Tim:
Michael Wolff has written a notably fatuous piece. To equate Martha Stewart with the victims of McCarthyism; to make the case that the celebrity rich comprise an aggrieved class; to state, in other words, that the state’s jackboot is crushing her without cause–this is rubbish, pure and simple, and an obscene line of argument. If you’d never heard of Michael Woolf, you’d assume this piece is a parody. But Wolff, who failed in his attempt to buy New York magazine, aspires no longer to be a mere journalist, but to join the ranks of media tycoon–to be, in that phrase of Gordon Gekko from the movie, a player. He is a pathetic figure, sort of like a street urchin with his nose pressed against the bakery window, too eager to court the people, were he content to be a journalist, he should be skewering. The man is too self-important and bloated to write parody.
Here is the heart of the Martha Stewart case: she got caught trading on inside information, plain and simple. For sure: the monetary stakes were small; and there are graver sins for the government to prosecute. She could have avoided this trial by saying, contritely: Yes, I heard Waksall was selling, and I did something stupid. I sold, too. As a former stockbroker, I should have realized that even the appearance of acting upon inside information is wrong, I am sorry, and I would like to make amends.
But instead Stewart lied, and treated the prosecutors like stooges who aren’t worthy of her time. She lied. She dissembled. She dodged. She tried to humiliate public servants. She is getting her due, and the government is right to nail her and nail her good.

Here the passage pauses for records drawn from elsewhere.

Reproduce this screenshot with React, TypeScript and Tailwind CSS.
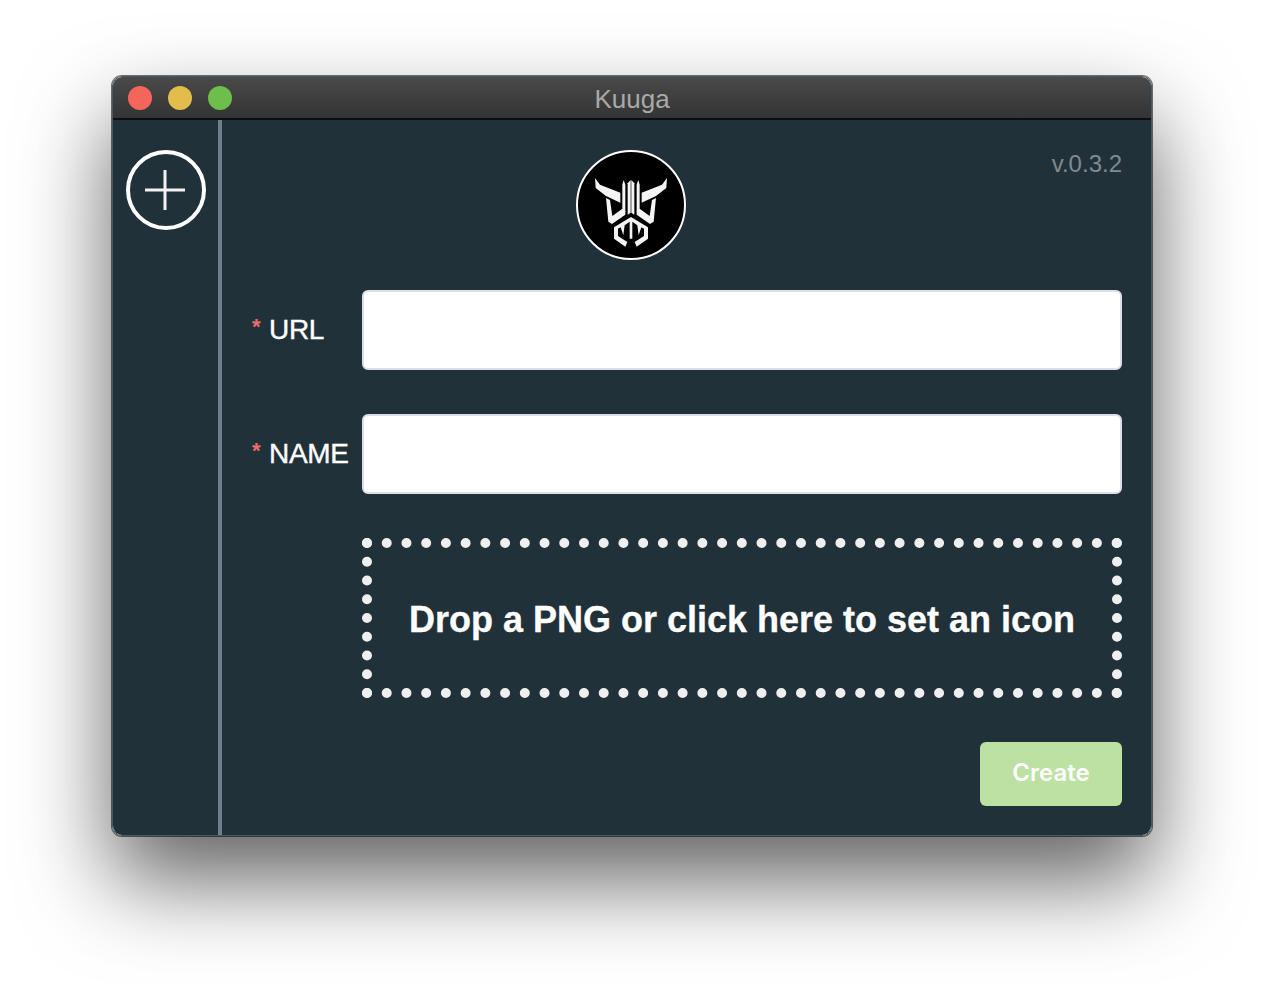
import React from 'react';

const Logo: React.FC = () => (
  <svg width="110" height="110" viewBox="0 0 110 110" className="flex-shrink-0 block">
    <circle cx="55" cy="55" r="54" fill="#000" stroke="#fff" strokeWidth="2" />
    <g transform="translate(14 20) scale(0.3333)" fill="#f4f4f4">
      {/* horns */}
      <polygon points="15,24 30,44 91,68 91,98 48,78 17,54" />
      <polygon points="231,24 216,44 155,68 155,98 198,78 229,54" />
      {/* cheeks, they run into the outer bars */}
      <polygon points="48,84 60,90 67,138 97,116 106,124 106,134 66,162 55,155" />
      <polygon points="198,84 186,90 179,138 149,116 140,124 140,134 180,162 191,155" />
      {/* centre bars */}
      <polygon points="101,30 106,44 106,126 97,126 97,44" />
      <polygon points="145,30 140,44 140,126 149,126 149,44" />
      <polygon points="113,40 122,30 122,128 113,134" />
      <polygon points="133,40 124,30 124,128 133,134" />
      {/* jaw */}
      <polygon points="123,141 174,172 174,206 140,230 134,216 162,198 162,176 154,172 146,196 142,166 127,155 127,206 119,206 119,155 104,166 100,196 92,172 84,176 84,198 112,216 106,230 72,206 72,172" />
    </g>
  </svg>
);

const PlusCircle: React.FC = () => (
  <svg width="80" height="80" viewBox="0 0 80 80" className="block">
    <circle cx="40" cy="40" r="38" fill="none" stroke="#fff" strokeWidth="4" />
    <path d="M19 40h40M39 20v40" stroke="#f2f2f2" strokeWidth="3" fill="none" />
  </svg>
);

const Field: React.FC<{ label: string }> = ({ label }) => (
  <div className="flex items-center">
    <div className="w-[110px] flex-shrink-0 flex items-center text-[28px] leading-none text-white tracking-[-0.3px] [-webkit-text-stroke:0.4px_#fff]">
      <span className="w-[17px] text-[22px] font-bold text-[#ee6d68] -mt-[6px] [-webkit-text-stroke:0]">*</span>
      <span>{label}</span>
    </div>
    <input className="w-[760px] h-20 bg-white rounded-md border-2 border-[#dcdfe6] outline-none" />
  </div>
);

export default function App() {
  return (
    <div className="min-h-[984px] bg-white pt-[76px] px-[112px] font-['Liberation_Sans',Arial,sans-serif] overflow-hidden">
      <div className="w-[1040px] h-[760px] rounded-[10px] flex flex-col overflow-hidden border border-[#4c5860] shadow-[0_0_0_1px_rgba(0,0,0,0.55),0_44px_90px_rgba(0,0,0,0.62)]">
        {/* Title bar */}
        <div className="h-[44px] flex-shrink-0 relative flex items-center justify-center bg-gradient-to-b from-[#4b4a4a] to-[#343434] border-b-2 border-[#0e0e0e] -mx-px -mt-px">
          <div className="absolute left-4 top-[10px] flex gap-4">
            <span className="w-6 h-6 rounded-full bg-[#f4665b]" />
            <span className="w-6 h-6 rounded-full bg-[#e3bd4b]" />
            <span className="w-6 h-6 rounded-full bg-[#6dbe4a]" />
          </div>
          <span className="text-[26px] leading-none text-[#a9a9a9] mt-[4px]">Kuuga</span>
        </div>

        <div className="flex-1 flex bg-[#21313a] min-h-0">
          {/* Sidebar */}
          <aside className="w-[109px] flex-shrink-0 border-r-4 border-[#6d808c] pt-[30px] pl-[13px]">
            <PlusCircle />
          </aside>

          {/* Form */}
          <main className="flex-1 pl-[30px] pt-[30px]">
            <div className="flex w-[870px] items-start">
              <div className="ml-[324px]">
                <Logo />
              </div>
              <span className="ml-auto mt-[2px] text-[24px] leading-[24px] text-[#808a91]">v.0.3.2</span>
            </div>
            <div className="mt-[30px] flex flex-col gap-[44px] w-[870px]">
              <Field label="URL" />
              <Field label="NAME" />
              <div className="ml-[110px] w-[760px] h-[160px] border-[10px] border-dotted border-[#efefef] flex items-center justify-center text-[36px] leading-none font-bold text-white pt-1 [-webkit-text-stroke:0.3px_#fff]">
                Drop a PNG or click here to set an icon
              </div>
              <div className="flex justify-end">
                <button className="w-[142px] h-16 rounded-md bg-[#bde0a3] text-white text-[24px] pb-[3px] font-semibold font-['Inter',sans-serif]">Create</button>
              </div>
            </div>
          </main>
        </div>
      </div>
    </div>
  );
}
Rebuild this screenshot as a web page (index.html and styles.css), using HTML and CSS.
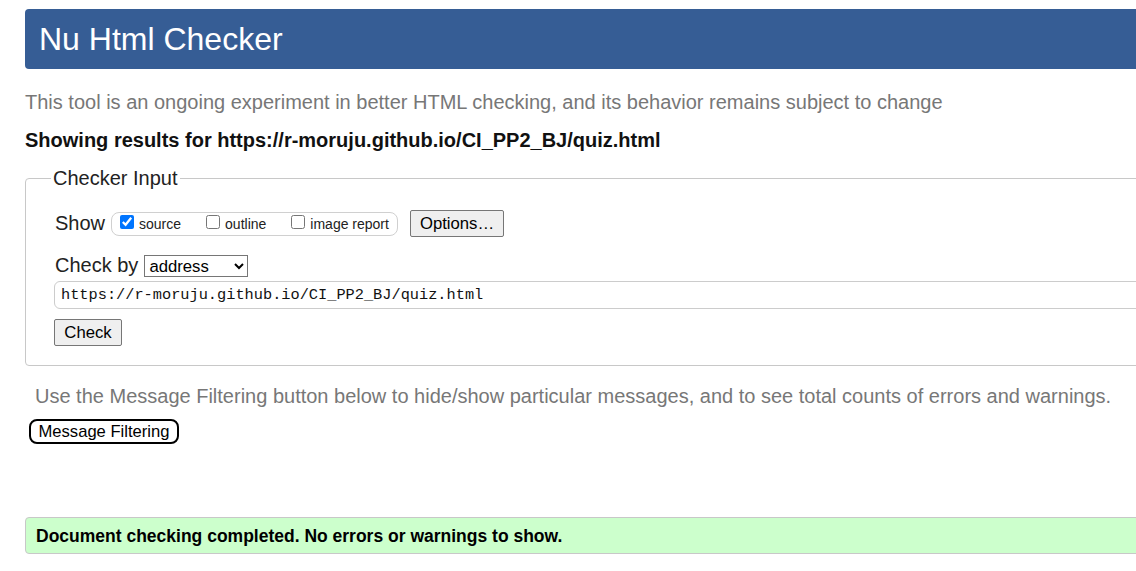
FILE: index.html
```html
<!DOCTYPE html>
<html lang="en">
<head>
<meta charset="utf-8">
<title>Nu Html Checker</title>
<link rel="stylesheet" href="styles.css">
</head>
<body>
<div class="page">
  <h1 class="header">Nu Html Checker</h1>
  <p class="intro">This tool is an ongoing experiment in better HTML checking, and its behavior remains subject to change</p>
  <p class="results">Showing results for https://r-moruju.github.io/CI_PP2_BJ/quiz.html</p>
  <fieldset class="checker">
    <legend class="legend">Checker Input</legend>
    <div class="row show-row">
      <span class="label">Show</span>
      <span class="opts">
        <label class="opt"><input type="checkbox" checked> source</label>
        <label class="opt"><input type="checkbox"> outline</label>
        <label class="opt"><input type="checkbox"> image report</label>
      </span>
      <button class="btn options">Options…</button>
    </div>
    <div class="row by-row">
      <span class="label">Check by</span>
      <select class="sel"><option>address</option></select>
    </div>
    <input class="url" type="text" value="https://r-moruju.github.io/CI_PP2_BJ/quiz.html">
    <button class="btn check">Check</button>
  </fieldset>
  <p class="filter-note">Use the Message Filtering button below to hide/show particular messages, and to see total counts of errors and warnings.</p>
  <button class="filter-btn">Message Filtering</button>
  <div class="success">Document checking completed. No errors or warnings to show.</div>
</div>
</body>
</html>
```

FILE: styles.css
```css
html { overflow: hidden; }
body {
  margin: 0;
  font-family: "Liberation Sans", Arial, sans-serif;
  background: #fff;
  color: #000;
}
.page {
  width: 1180px;
  padding: 9px 0 0 25px;
}
.header {
  margin: 0;
  height: 60px;
  box-sizing: border-box;
  padding: 12px 0 0 14px;
  background: #365d95;
  color: #fff;
  font-weight: normal;
  font-size: 32px;
  line-height: 36px;
  border-radius: 4px;
}
.intro {
  margin: 21px 0 0 0;
  color: #777;
  font-size: 20px;
  line-height: 24px;
}
.results {
  margin: 14px 0 0 0;
  font-weight: bold;
  font-size: 20px;
  line-height: 24px;
  color: #111;
}
.checker {
  margin: 15px 0 0 0;
  border: 1px solid #c8c8c8;
  border-radius: 4px;
  padding: 4px 0 19px 29px;
}
.legend {
  font-size: 20px;
  padding: 0 2px;
  margin-left: -4px;
  color: #222;
}
.row {
  display: flex;
  align-items: center;
}
.label {
  font-size: 20px;
  color: #222;
}
.show-row { margin-top: 16px; }
.opts {
  margin-left: 6px;
  display: flex;
  align-items: center;
  height: 24px;
  box-sizing: border-box;
  width: 287px;
  border: 1px solid #d0d0d0;
  border-radius: 8px;
  padding: 0 0 0 8px;
}
.opt {
  font-size: 14px;
  color: #222;
  display: flex;
  align-items: center;
  margin-right: 25px;
}
.opt:last-child { margin-right: 0; }
.opt input {
  margin: 0 5px 4px 0;
  width: 14px;
  height: 14px;
}
.btn {
  font-family: "Liberation Sans", Arial, sans-serif;
  font-size: 16.7px;
  background: #efefef;
  border: 1px solid #767676;
  border-radius: 2px;
  color: #000;
  padding: 0 8px;
}
.options {
  margin-left: 12px;
  height: 27px;
  width: 94px;
}
.by-row { margin-top: 17px; }
.sel {
  margin-left: 6px;
  width: 104px;
  height: 22px;
  font-family: "Liberation Sans", Arial, sans-serif;
  font-size: 16.7px;
  border: 1px solid #767676;
  border-radius: 0;
  background: #fff;
  color: #000;
}
.url {
  display: block;
  margin: 4px 0 0 -1px;
  width: 1120px;
  height: 28px;
  box-sizing: border-box;
  border: 1px solid #ccc;
  border-radius: 6px;
  padding: 0 6px;
  font-family: "Liberation Mono", "DejaVu Sans Mono", monospace;
  font-size: 15.3px;
  color: #111;
}
.check {
  display: block;
  margin: 10px 0 0 -1px;
  height: 27px;
  width: 68px;
}
.filter-note {
  margin: 18px 0 0 10px;
  color: #777;
  font-size: 20px;
  line-height: 24px;
}
.filter-btn {
  display: block;
  margin: 11px 0 0 4px;
  height: 25px;
  width: 150px;
  padding: 0;
  background: #fff;
  border: 2px solid #000;
  border-radius: 8px;
  font-family: "Liberation Sans", Arial, sans-serif;
  font-size: 16.6px;
  color: #000;
}
.success {
  margin-top: 73px;
  height: 37px;
  box-sizing: border-box;
  background: #ccffcc;
  border: 1px solid #c8c8c8;
  border-radius: 4px;
  padding: 8px 0 0 10px;
  font-weight: bold;
  font-size: 17.5px;
  color: #000;
}
```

I hear it said that the government is going after her because she is a woman, or because she’s rich; and in any case, why isn’t the government going after the malefactors from Enron? Nonsense. Complete nonsense. The Enron folks–from Fastow to Fastow’s wife to now Jeffrey Skilling–are getting hammered for their arrogance, for their criminality, for their belief that rules are for the other suckers to follow, not the guys who count, not the players. Funny thing, isn’t that just what Stewart is in trouble for–and isn’t this just what Michael Wolff, lackey to the lunch set at the Four Seasons, wants to excuse?